En la imagen bíblica el pastor siempre está atento a sus ovejas: va detrás si hace falta, empujando y corrigiendo; otras va delante para guiar y que no se pierdan; otras veces va entre ellas, sabiéndose uno más y con el mismo olor. Caminamos al lado porque somos hermanos, delante porque Dios nos empuja, detrás porque conocemos nuestras debilidades.
En las manos de María, discípula y misionera; y mirando el testimonio y el seguimiento del beato Cura Brochero, los abrazo a todos como hermano que camina sabiendo que no lo puede todo y que muchas veces ha tropezado, pero con la confianza de que entre mi debilidad y mi pecado, Su gracia va haciendo en mí lo que un día comenzó. Apasionado por Jesús, que Él pida lo que quiera.
Señor, animame cada día desde hoy a caminar así: escuchando siempre tu voz y los balidos de la gente, mis hermanos. Que no me tiente nunca la sombra fresca de algún árbol para ubicarme solo, quieto y desentendido. Que siempre caminemos juntos. Señor Jesús, que no me la crea. Que mi único acto de fe sea en Vos, que me llamás y enviás a enamorarme cada vez más de tu pueblo. Seguí caminando entre nosotros, loco pobre de Nazareth, y preguntame cada día si te amo. Sosteneme en la respuesta de decirte que te quiero, ya que vos lo sabés todo de mí. Y así, escuchar y hacer vida en mí tus palabras: “Apacienta mis ovejas. Tú sígueme”.
Señor, animame cada día desde hoy a caminar así: escuchando siempre tu voz y los balidos de la gente, mis hermanos. Que no me tiente nunca la sombra fresca de algún árbol para ubicarme solo, quieto y desentendido. Que siempre caminemos juntos.

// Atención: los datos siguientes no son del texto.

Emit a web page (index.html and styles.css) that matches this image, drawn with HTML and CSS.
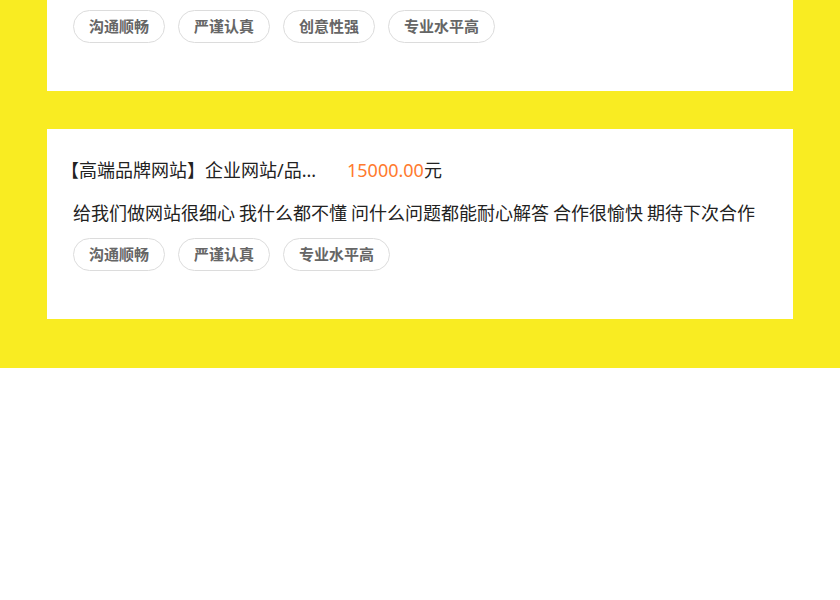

Señor Jesús, que no me la crea. Que mi único acto de fe sea en Vos, que me llamás y enviás a enamorarme cada vez más de tu pueblo.
Seguí caminando entre nosotros, loco pobre de Nazareth, y preguntame cada día si te amo.
Sosteneme en la respuesta de decirte que te quiero, ya que vos lo sabés todo de mí. Y así, escuchar y hacer vida en mí tus palabras: “Apacienta mis ovejas. Tú sígueme”.